In the March 2013 report United States Active Shooter Events from 2000 to 2010: Training and Equipment Implications, written by J. Pete Blair and M. Hunter Martaindale of the Advanced Law Enforcement Rapid Response Training (ALERRT) of Texas State Univesity, several different suggestions are submitted.
Research findings from that study:
- 84 Active Shooter Events (ASEs) occurred between 2000 and 1010
- The frequency of ASEs appears to be increasing
- Business locations were the most frequently attacked (37%), followed by schools (34%), and public (outdoor) venues
- The median number of people killed during ASEs is 2. The median number of people shot is 4
- The most commonly used weapon was a pistol (60%), followed by rifles (27%), and shotguns (10%)
- Attackers carried multiple weapons in 41% of the attacks
- Body armor was worn in 4% of cases
- Improvised Explosive Devices (IEDs) were brought to the scene in 2% of cases
- Some shooters attempted to deny police access to the attack site through the use of barricades
- The attacks ended before the police arrived 49% of the time.

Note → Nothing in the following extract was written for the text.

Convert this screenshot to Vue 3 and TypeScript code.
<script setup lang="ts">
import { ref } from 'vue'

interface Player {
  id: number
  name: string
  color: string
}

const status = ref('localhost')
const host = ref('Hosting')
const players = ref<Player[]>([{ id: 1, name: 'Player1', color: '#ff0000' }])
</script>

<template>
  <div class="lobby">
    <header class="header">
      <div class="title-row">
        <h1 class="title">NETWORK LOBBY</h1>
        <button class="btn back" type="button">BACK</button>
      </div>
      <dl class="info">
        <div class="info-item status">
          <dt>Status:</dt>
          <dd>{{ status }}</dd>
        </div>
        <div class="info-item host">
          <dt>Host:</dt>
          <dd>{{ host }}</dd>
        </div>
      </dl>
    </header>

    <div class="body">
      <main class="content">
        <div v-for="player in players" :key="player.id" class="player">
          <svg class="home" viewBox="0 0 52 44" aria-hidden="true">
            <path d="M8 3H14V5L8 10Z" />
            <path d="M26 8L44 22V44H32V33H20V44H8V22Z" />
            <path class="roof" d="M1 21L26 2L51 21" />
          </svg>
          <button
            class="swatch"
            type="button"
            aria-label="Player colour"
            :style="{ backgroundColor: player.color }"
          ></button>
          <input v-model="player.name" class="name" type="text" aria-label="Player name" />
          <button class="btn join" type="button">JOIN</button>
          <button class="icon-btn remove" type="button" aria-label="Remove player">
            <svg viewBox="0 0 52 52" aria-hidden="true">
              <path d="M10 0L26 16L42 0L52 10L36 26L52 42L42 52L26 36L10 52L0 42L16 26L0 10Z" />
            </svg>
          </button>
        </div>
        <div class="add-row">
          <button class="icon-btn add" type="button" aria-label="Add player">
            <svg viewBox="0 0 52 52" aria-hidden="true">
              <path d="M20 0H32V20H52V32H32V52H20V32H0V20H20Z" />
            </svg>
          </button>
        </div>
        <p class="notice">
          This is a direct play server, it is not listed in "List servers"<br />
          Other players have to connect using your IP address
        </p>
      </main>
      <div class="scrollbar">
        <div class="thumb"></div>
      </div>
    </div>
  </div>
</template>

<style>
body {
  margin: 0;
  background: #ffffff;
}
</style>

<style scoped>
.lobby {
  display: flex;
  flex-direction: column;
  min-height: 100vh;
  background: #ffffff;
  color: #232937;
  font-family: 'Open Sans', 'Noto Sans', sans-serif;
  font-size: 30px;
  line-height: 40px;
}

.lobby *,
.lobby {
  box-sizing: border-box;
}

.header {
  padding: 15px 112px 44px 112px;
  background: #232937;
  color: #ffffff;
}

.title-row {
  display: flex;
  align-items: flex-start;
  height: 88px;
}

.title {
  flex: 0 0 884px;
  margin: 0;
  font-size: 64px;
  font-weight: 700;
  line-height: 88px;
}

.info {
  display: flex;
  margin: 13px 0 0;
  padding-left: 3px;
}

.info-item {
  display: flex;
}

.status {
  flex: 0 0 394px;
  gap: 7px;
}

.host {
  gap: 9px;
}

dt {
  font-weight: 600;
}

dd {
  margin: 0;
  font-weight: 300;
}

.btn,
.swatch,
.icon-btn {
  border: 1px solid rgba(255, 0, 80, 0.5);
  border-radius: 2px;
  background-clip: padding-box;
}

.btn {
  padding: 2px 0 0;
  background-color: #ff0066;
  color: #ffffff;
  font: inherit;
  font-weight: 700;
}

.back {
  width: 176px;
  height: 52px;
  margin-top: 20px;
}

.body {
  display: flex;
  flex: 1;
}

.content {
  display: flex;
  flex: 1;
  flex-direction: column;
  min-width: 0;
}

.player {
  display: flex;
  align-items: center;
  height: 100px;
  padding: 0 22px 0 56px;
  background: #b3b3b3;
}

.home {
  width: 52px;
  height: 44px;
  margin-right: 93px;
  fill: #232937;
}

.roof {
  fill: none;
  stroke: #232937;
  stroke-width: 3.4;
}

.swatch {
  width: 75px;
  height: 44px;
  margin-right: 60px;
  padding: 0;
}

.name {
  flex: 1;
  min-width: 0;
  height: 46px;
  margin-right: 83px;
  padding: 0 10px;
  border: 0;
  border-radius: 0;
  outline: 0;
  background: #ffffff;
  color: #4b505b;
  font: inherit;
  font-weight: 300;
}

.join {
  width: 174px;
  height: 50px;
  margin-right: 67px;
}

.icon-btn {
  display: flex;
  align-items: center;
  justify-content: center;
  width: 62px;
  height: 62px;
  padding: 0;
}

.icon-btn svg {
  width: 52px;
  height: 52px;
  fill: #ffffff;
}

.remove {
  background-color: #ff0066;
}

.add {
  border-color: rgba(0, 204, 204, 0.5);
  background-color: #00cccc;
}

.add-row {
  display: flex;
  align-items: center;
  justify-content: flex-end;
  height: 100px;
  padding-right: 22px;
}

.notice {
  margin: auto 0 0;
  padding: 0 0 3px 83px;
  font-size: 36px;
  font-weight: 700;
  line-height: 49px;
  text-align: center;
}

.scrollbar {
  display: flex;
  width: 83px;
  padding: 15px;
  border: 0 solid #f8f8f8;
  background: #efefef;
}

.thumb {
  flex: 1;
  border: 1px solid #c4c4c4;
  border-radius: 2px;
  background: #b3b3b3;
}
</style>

In 56% of the attacks that were still ongoing when the police arrived, the police had to use force to stop the killing
- EMS entry to the attack site is often delayed because the police must conduct a thorough search of the scene in order to declare it secure
Some Training Implications (partial list):
- Expect a fight – Training must not assume that the attacker will be dead or give-up without resistance
- Medical – Officers should be provided with training that will allow them to stabilize victims long enough for either EMD to enter the scene or for officers to transport victims to the EMS casualty collection point
- Medical – Officers should be issued the equipment they need to provide immediate lifesaving aid
- Harm Body Armor – Officers should be issued plate carriers to increase their survivability
- Patrol Rifles – Officers should be equipped with rifles to allow them to more effectively resolve ASEs
Nothing Earth shaking here that we note. Most law enforcement survival authorities and trainers, including yours truly, have recommended an aggressive response to an active killer. Frequently police officers actively hunting for the perpetrator will drive him to commit suicide (thus solving the problem) if the LE officers don’t neutralize the threat on their own. In pursuit of this aggressive response, well-trained carbine equipped officers can be more accurate and effective on target with 5.56 carbines. Recommendations for carrying a CAT – Combat Applications Tourniquet, Israeli battlefield dressing or a hemostatic bandage such as Quick Clot® as well as increased training in combat first-aid have proven lifesavers for military personnel and have filtered over into civilian police work.
But hard body armor or plates capable of stopping rifle fire from active killers? Actually the notion makes perfect sense.
Threat Levels of Armor
Most police body armor whether concealed beneath the duty shirt or outside the shirt in one of the popular external carriers is Level IIA. According to the National Institute of Justice, Ballistic Resistance of Body Armor; NIJ Standard-0101.06, published in July of 2008, Level IIA is designed to stop 9mm and .40 S&W handgun rounds.
Level II is a heavier vest and is rated to stop higher velocity 9mm rounds and .357 Magnum handgun bullets.
Type IIIA armor is rated for the even faster .357 SIG and .44 Magnum rounds. Because of the weight and thickness of Type IIIA it is usually worn as an external vest by SWAT or tactical teams.
Type III is rated for rifles and can be a conjunction design to be worn in addition to soft body or a plate or armor that can withstand 7.62 X 52mm (.308 Winchester).
Type IV armor has been certified by the NIJ to withstand .30 caliber, armor piercing rounds. This can be a stand-alone plate or a conjunction design.